Talking Point [in between]

A discussion of a topical legal matter

Criminal law is not listed under our Legal Services, but we remain up to date.

The subject of one person causing the death of another human being is currently seemingly crossing the border between a serious official matter and mere entertainment for the masses.

This in between issue contains discussions of the essential elements of the crime of murder, and a lesser known defence.

As always, I would greatly appreciate your feedback on Talking Point. Please email me at charlt@walkers.co.za.

Regards Charl Theron

In this issue:

  • Murder, Part 1: The Elements of the Crime

    What the State has to prove.

  • Murder, Part 2: Non-Pathological Criminal Incapacity

    Courts are sceptical about a defence of temporary criminal incapacity.

  • LEGAL MATTERS

    Murder, Part 1: The Elements of the Crime

    Jerome Veldsman
    by Jerome Veldsman

    Murder is the unlawful and intentional causing of the death of another human being. The essential elements that the State must prove for a conviction are:

    • that the perpetrator caused the death (killing) of another human being;
    • that such killing was unlawful; and
    • that such killing was intentional.

    In a criminal case, the State has to prove the essential elements of the crime beyond a reasonable doubt. Many books have been written on what beyond a reasonable doubt means in practice. Courts generally refuse to reduce it to a percentage, but the rule of thumb is at least 90+% certainty. In a civil case, the onus of proof is on a balance of probabilities, meaning more than 50% certainty. The high level of proof required in a criminal case makes the default position to give the accused the benefit of the doubt. In reality, many guilty persons escape conviction, but hopefully wrong convictions are kept to a minimum.

    In law, the perpetrator will only have caused the death if he did so by a voluntary act. If the perpetrator lacked criminal responsibility (thus in law acted involuntary) at the time of ‘causing’ the death, he is acquitted. In this context, for adults, the main defences are mental illness and non-pathological criminal incapacity. The latter is the topic of the next article.

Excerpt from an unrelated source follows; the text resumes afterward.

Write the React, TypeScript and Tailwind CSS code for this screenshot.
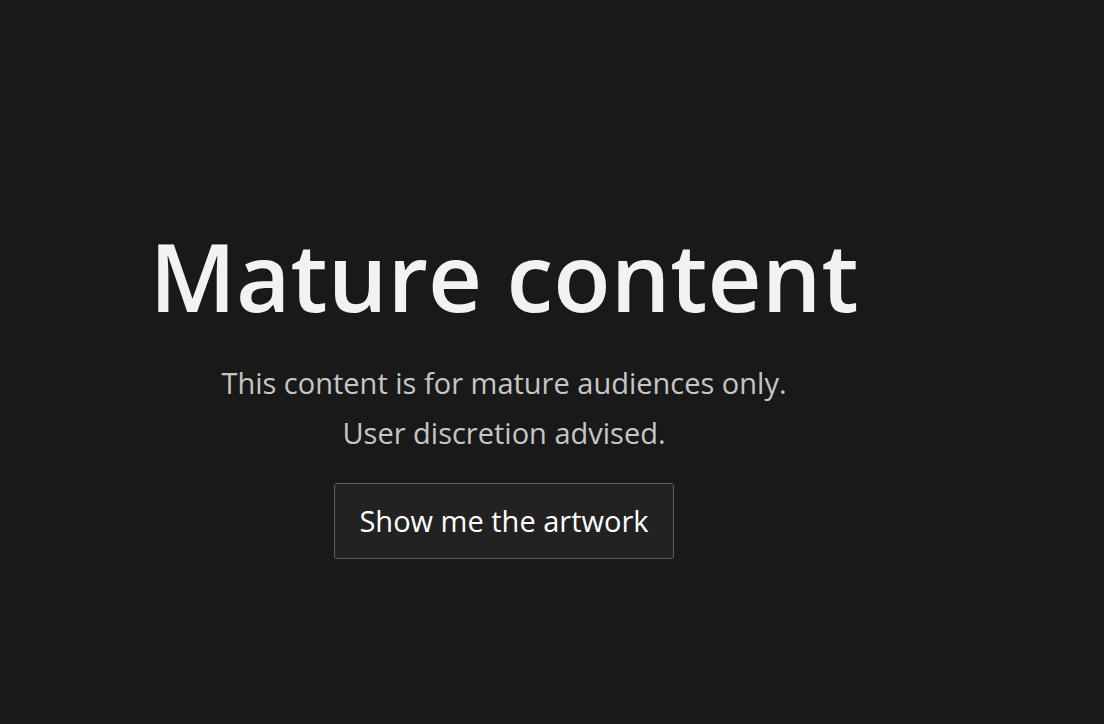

    The killing will be unlawful if there is no ground of justification, such as private defence (commonly, but less accurately, referred to as “self-defence”, and called noodweer in Afrikaans). Private defence is the use of force against an unlawful attack in defence of one’s own life or physical integrity (or property), or that of another. The test for private defence is objective – would a reasonable person in the position of the accused have acted in the same manner. Private defence is only justified:

    • if it is reasonably considered necessary in the circumstances;
    • if directed at the actual attacker;
    • against an attack that has already commenced or is immediately imminent; and
    • if the measure of force used is reasonable in the circumstances.

    If a perpetrator honestly believes his life (or property) to be in danger, but objectively viewed it is not, the defensive steps he takes cannot constitute private defence. If in those circumstances he kills someone, his conduct is unlawful.

    Consent to the killing by the victim does not exclude unlawfulness. Euthanasia is murder in South Africa.

    The legal meaning of the term ‘intentional’ is wider than the meaning in ordinary discourse. The killing will be intentional in any one of the following five instances. If the perpetrator:

    • deliberately kills the intended victim;
    – Example: X wishes to kill specifically Y; and does so. X is obviously guilty of murdering Y.
    • deliberately kills the wrong victim;
    – Example: X wishes to kill specifically Y; but mistakes Z for Y, and kills Z. X is guilty of murdering Z.
    • foresees that killing the victim will inevitably follow him doing something else, but nevertheless he does the something else;
    – Example: X wishes to kill specifically Y; and snipes Y whilst the latter is driving a car at high speed over Chapman’s Peak. X foresees that passenger Z (whom he has no specific wish to kill) in the car will also inevitably die. X is guilty of murdering Z (and Y of course).
    • although not having any actual intent to kill, but foreseeing the real possibility of his act resulting in death to a human being, he persists in the act, reckless of whether death ensues or not;
    – Example: X wishes to shoot at a mannequin in a shop window across a busy street with his crossbow. X does not wish to kill anyone, but foresees the real possibility of his act resulting in death to a human being. The unlucky Y happens to be walking on the sidewalk next to the mannequin, and the arrow kills Y. X is guilty of murdering Y.
    • although not having any intent to kill any specific person, he performs an act bound to kill someone;
    – Example: X wishes to make a political statement, and plants a time bomb on an aeroplane. The unlucky passengers Y and Z die in the explosion. X is guilty of murdering Y and Z.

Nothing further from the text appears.